Once the seller launched arbitration proceedings against the buyer, the latter raised a jurisdictional objection for lack of a valid arbitration agreement. The sole arbitrator appointed by the Court of the Chamber of Commerce of the Canton of Ticino found that, although the underlying contract was not signed by the parties, a valid and binding arbitration agreement had nevertheless come into existence. The buyer challenged the jurisdictional award, but the Swiss Supreme Court sided with the sole arbitrator: it held that the parties had validly agreed on an arbitration agreement during the negotiations of their main contract, regardless of the fact that they had ultimately failed to sign a final main contract.

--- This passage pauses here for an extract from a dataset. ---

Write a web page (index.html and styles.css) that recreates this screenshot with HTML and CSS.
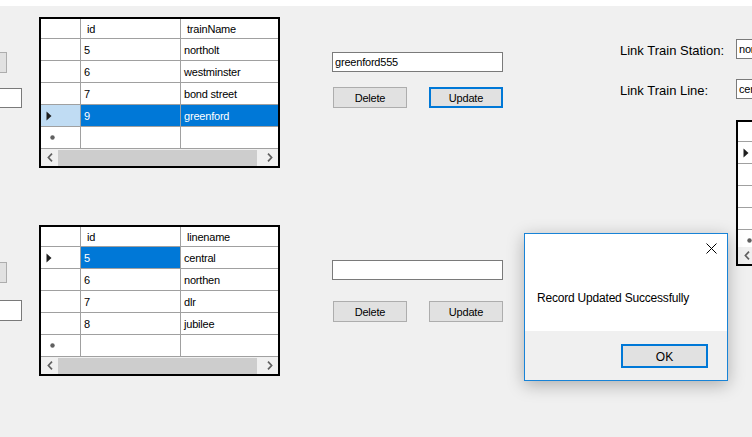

While noting that a mere exchange of draft contracts containing an arbitration clause would not normally suffice to constitute an arbitration agreement binding on the parties, the Supreme Court went on to state that there are certain “additional qualified circumstances” that can still confer jurisdiction upon an arbitral tribunal to resolve claims based on the underlying (draft) contract. According to the Supreme Court, these include (i) instances where the parties have previously concluded several contracts containing the same arbitration clause; (ii) the parties’ objectively understandable interest to opt for arbitration (e.g., neutral forum/language and confidentiality); and (iii) the exchange of drafts establishing the parties’ common will to enter into an arbitration agreement (e.g., where the arbitration clause remains unchanged in subsequent drafts), irrespective of the outcome of the negotiations regarding the main contract.

Final remarks

The above-stated serves to illustrate that the question of the validity and binding effect of an arbitration clause in a draft agreement remains a “hot topic” in international arbitration. It defies easy answers, and will depend on case-specific circumstances. Such circumstances will require careful analysis and assessment of the arbitral tribunal and – should the tribunal’s positive jurisdictional award be challenged – of competent state courts.